-- START --
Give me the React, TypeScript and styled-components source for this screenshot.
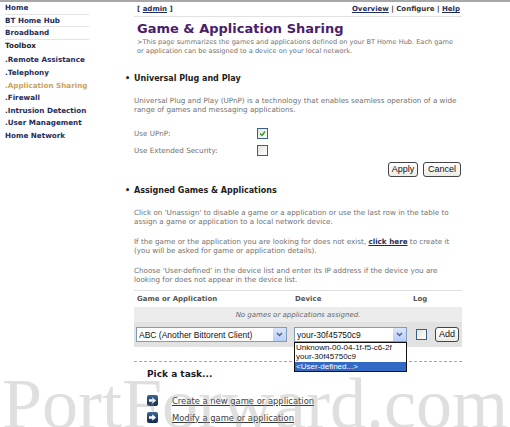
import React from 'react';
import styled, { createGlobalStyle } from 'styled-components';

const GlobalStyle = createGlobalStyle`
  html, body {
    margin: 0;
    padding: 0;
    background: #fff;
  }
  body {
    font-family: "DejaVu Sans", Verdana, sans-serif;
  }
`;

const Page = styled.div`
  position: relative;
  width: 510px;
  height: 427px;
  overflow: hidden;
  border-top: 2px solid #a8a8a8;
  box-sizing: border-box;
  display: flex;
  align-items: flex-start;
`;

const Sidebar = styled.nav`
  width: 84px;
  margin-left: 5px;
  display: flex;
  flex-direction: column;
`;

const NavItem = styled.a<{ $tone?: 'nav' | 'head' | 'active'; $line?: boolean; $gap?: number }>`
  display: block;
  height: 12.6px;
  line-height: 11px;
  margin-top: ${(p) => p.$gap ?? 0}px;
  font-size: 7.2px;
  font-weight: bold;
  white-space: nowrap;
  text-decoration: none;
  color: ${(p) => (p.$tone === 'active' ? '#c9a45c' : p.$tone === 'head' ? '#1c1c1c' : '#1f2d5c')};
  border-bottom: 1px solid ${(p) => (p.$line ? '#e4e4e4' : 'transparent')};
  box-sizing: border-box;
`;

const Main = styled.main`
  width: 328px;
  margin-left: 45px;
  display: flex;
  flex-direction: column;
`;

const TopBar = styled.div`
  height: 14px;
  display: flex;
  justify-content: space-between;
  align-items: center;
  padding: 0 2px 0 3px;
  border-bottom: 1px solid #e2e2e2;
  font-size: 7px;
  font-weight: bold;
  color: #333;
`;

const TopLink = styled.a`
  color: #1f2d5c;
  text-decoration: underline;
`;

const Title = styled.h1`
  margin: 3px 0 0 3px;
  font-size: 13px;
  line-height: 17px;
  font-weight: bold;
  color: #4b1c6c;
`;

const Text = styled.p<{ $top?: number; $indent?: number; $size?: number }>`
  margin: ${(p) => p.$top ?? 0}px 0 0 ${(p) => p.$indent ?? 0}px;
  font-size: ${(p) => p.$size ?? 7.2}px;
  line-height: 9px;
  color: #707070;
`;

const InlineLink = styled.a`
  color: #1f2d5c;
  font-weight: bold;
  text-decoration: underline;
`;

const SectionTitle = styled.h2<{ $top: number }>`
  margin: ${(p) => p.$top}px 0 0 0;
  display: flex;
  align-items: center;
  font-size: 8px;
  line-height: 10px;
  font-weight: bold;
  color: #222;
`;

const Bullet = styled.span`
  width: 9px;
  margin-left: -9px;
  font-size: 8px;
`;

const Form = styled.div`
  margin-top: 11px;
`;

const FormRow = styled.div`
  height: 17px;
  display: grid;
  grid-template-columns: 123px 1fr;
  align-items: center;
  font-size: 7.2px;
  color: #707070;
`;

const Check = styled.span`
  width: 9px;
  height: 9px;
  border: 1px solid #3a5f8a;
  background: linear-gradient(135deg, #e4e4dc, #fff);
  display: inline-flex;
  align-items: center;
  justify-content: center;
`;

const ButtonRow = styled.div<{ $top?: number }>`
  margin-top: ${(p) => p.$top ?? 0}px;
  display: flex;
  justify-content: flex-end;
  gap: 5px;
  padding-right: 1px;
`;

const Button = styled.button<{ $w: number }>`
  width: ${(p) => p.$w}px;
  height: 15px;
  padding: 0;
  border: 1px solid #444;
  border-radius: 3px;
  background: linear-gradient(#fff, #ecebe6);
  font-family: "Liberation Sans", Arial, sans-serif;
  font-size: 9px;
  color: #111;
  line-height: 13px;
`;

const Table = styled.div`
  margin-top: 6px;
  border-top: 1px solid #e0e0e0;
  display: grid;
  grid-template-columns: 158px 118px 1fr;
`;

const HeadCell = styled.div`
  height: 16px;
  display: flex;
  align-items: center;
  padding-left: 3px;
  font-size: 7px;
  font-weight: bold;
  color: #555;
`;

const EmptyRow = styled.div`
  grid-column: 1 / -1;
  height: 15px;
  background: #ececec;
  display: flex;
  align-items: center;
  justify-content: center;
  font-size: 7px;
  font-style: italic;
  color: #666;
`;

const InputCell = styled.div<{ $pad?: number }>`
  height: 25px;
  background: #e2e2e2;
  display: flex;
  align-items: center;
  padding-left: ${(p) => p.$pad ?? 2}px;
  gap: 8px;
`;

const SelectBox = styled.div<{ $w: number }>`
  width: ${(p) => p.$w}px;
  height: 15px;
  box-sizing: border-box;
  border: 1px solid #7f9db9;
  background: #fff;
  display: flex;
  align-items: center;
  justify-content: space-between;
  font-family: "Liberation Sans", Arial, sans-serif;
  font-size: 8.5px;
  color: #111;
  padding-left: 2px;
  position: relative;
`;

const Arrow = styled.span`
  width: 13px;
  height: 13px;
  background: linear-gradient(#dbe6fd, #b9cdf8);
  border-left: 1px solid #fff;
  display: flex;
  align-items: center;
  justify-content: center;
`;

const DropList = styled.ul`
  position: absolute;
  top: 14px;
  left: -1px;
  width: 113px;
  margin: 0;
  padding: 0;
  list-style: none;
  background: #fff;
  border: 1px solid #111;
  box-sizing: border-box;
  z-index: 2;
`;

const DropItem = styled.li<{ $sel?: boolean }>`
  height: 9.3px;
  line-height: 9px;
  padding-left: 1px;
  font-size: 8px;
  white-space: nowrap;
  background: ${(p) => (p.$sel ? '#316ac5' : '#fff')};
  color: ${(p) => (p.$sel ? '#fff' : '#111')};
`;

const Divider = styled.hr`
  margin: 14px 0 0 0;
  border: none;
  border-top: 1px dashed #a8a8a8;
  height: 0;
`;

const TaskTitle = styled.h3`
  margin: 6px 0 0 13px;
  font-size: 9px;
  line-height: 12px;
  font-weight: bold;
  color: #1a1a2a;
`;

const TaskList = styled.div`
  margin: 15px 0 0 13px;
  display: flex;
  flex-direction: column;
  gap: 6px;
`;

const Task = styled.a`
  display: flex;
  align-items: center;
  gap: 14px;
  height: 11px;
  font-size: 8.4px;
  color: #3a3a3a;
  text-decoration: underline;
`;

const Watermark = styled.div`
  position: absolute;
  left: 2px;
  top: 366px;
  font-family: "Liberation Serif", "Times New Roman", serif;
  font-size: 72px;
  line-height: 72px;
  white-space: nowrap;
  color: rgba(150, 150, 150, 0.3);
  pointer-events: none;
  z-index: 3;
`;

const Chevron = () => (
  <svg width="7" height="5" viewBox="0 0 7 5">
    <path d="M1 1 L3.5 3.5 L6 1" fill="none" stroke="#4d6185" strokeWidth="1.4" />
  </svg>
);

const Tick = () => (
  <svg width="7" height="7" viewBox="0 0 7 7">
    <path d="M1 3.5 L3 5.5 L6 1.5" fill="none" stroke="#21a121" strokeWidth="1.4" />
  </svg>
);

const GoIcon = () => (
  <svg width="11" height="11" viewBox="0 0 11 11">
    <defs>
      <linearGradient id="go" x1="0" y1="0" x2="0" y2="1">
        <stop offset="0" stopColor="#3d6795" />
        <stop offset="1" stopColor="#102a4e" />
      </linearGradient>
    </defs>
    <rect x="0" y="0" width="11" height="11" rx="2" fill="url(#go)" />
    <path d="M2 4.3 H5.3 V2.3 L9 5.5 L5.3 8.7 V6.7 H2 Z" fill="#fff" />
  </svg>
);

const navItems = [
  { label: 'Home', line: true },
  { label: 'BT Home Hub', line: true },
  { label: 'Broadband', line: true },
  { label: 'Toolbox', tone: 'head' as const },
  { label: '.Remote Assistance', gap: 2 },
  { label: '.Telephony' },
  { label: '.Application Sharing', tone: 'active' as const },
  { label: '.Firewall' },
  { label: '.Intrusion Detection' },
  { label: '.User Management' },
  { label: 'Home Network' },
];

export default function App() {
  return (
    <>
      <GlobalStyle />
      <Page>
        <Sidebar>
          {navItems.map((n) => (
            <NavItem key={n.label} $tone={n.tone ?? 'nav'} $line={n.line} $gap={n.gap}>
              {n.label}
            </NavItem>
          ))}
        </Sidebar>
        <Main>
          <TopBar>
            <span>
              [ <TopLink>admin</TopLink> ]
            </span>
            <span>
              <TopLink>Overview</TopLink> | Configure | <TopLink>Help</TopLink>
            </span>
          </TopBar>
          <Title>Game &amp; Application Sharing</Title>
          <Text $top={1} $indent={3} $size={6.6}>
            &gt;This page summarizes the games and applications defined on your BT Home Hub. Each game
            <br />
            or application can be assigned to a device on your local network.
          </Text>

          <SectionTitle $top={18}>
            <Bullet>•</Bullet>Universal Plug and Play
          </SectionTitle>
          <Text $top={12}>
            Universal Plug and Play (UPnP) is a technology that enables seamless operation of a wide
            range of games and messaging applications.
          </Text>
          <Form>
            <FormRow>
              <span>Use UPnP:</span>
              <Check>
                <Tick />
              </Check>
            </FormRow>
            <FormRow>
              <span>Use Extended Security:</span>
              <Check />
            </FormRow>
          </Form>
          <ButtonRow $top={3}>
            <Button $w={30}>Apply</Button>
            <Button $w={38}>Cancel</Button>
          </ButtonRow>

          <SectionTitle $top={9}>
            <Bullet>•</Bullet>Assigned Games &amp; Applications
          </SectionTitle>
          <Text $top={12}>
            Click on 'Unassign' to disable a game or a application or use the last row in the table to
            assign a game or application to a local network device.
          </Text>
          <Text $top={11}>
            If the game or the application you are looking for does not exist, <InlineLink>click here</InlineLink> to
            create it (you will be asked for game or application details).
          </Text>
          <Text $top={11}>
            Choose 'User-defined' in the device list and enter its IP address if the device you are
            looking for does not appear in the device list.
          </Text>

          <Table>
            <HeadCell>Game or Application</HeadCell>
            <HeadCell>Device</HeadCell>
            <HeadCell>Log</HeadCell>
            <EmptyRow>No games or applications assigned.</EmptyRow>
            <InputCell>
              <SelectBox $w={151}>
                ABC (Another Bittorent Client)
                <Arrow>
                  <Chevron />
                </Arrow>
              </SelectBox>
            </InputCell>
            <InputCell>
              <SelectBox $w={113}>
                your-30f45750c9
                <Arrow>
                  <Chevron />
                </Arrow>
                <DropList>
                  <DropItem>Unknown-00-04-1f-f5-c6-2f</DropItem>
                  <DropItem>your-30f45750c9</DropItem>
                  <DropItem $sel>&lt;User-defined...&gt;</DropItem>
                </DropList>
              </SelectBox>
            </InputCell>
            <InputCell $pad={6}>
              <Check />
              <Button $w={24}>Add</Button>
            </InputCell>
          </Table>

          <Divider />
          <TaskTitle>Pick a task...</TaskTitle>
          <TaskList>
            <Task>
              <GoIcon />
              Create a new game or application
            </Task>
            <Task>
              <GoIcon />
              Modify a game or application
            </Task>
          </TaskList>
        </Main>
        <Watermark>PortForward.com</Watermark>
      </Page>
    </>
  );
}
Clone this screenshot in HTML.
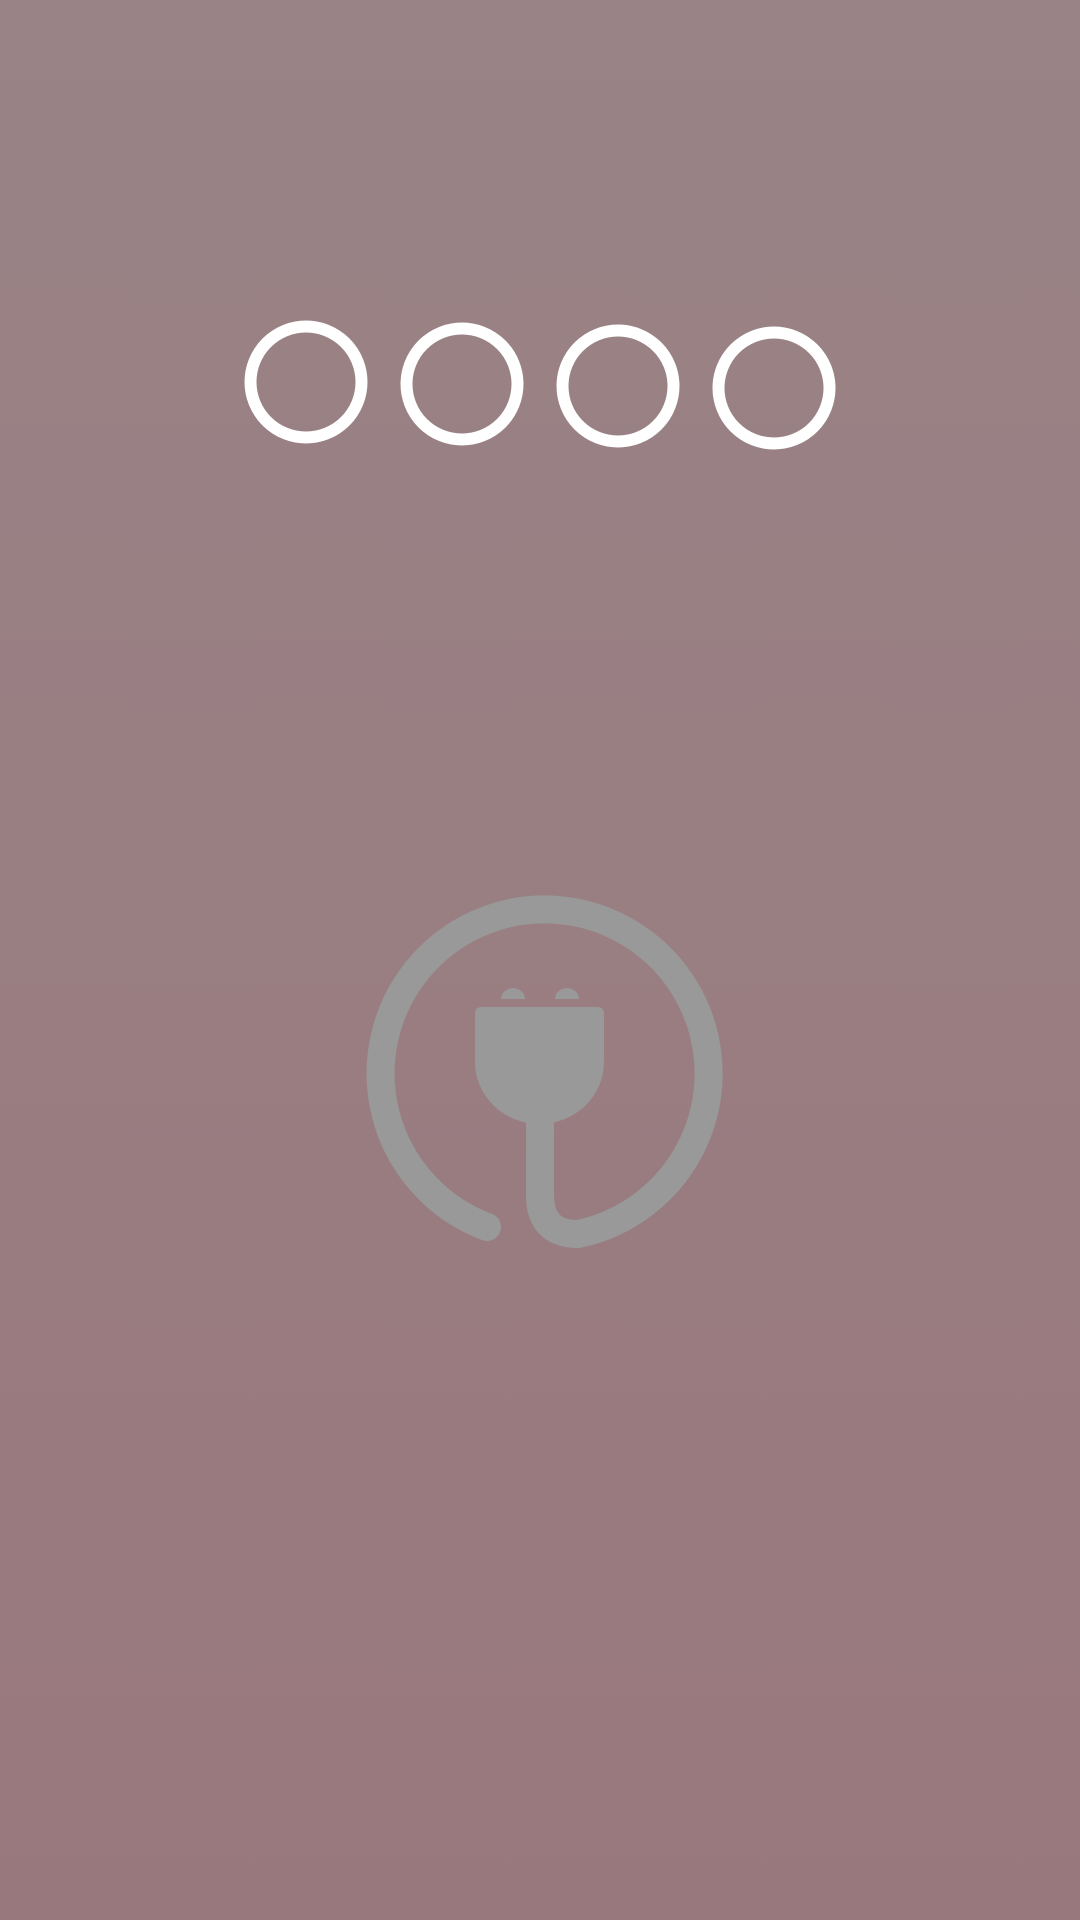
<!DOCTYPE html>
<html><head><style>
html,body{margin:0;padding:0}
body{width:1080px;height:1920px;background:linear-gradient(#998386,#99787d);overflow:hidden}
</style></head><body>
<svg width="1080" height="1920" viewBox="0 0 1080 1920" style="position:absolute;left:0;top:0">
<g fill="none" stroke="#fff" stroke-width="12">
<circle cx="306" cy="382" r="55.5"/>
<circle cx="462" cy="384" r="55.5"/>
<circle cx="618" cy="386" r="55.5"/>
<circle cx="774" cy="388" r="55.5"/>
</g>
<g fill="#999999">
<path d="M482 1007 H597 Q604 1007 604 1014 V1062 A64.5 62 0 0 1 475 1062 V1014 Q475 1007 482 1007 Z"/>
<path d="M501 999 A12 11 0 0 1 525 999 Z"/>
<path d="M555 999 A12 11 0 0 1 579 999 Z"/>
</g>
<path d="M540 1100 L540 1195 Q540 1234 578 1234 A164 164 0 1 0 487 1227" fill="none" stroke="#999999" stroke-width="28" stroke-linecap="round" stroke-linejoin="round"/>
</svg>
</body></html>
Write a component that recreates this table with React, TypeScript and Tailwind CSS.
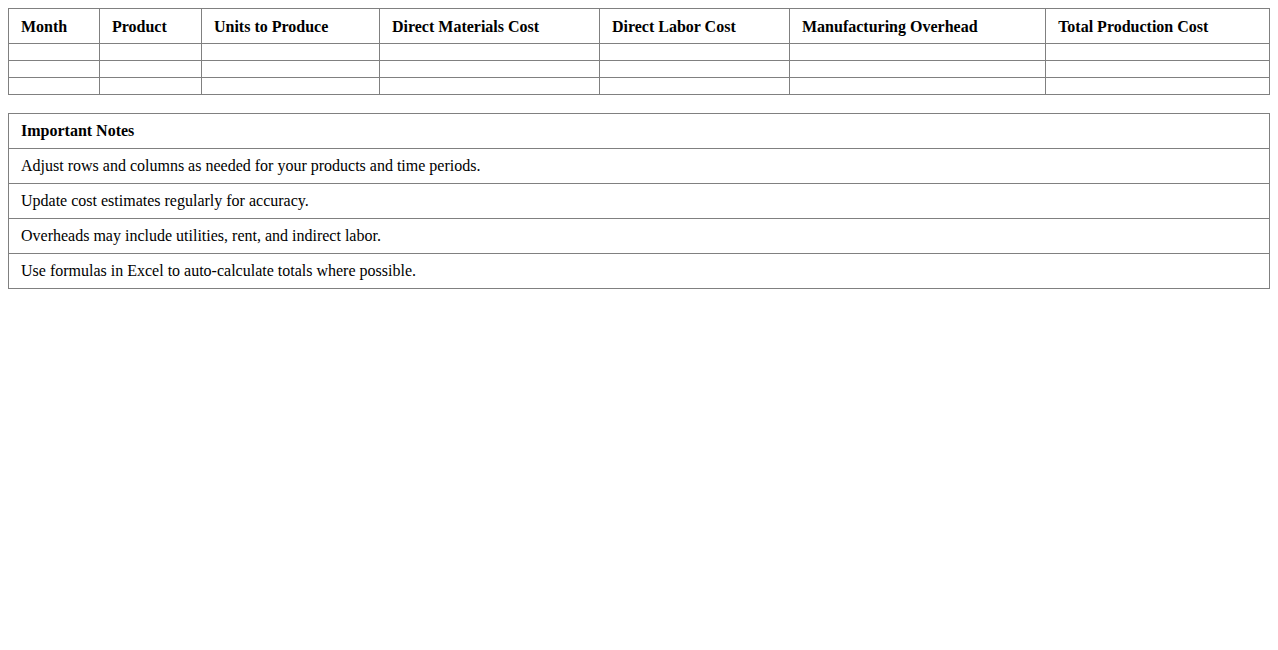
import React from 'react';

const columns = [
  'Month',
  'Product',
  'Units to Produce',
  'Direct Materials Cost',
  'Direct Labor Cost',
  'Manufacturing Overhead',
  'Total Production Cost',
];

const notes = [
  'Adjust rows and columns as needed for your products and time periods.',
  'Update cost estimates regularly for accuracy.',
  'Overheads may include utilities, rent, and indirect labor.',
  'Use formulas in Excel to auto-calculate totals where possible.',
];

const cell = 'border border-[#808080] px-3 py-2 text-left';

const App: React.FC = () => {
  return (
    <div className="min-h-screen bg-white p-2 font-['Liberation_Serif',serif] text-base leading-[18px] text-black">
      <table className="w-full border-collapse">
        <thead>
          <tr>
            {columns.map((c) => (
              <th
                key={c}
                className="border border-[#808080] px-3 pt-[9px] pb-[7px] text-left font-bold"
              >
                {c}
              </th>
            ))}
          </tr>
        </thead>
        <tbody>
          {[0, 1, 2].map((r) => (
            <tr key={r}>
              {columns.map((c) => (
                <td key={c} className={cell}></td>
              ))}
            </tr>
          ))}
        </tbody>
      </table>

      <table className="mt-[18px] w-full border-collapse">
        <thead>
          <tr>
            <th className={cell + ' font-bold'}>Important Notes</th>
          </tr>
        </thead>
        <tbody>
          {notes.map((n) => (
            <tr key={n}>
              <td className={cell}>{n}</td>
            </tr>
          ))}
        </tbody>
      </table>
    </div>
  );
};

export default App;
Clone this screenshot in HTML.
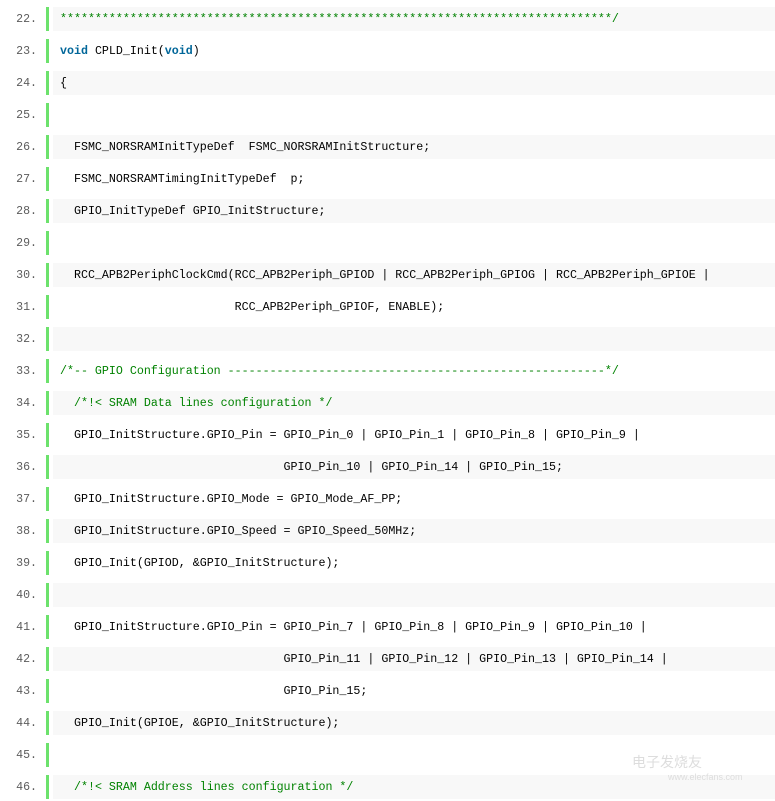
-- END --
The exercise: List every line above that holds the word "React".

Response to this task:
Give me the React, TypeScript and styled-components source for this screenshot.
import React from 'react';
Write a component that recreates this table with React, TypeScript and Tailwind CSS.
import React from 'react';
const App: React.FC = () => {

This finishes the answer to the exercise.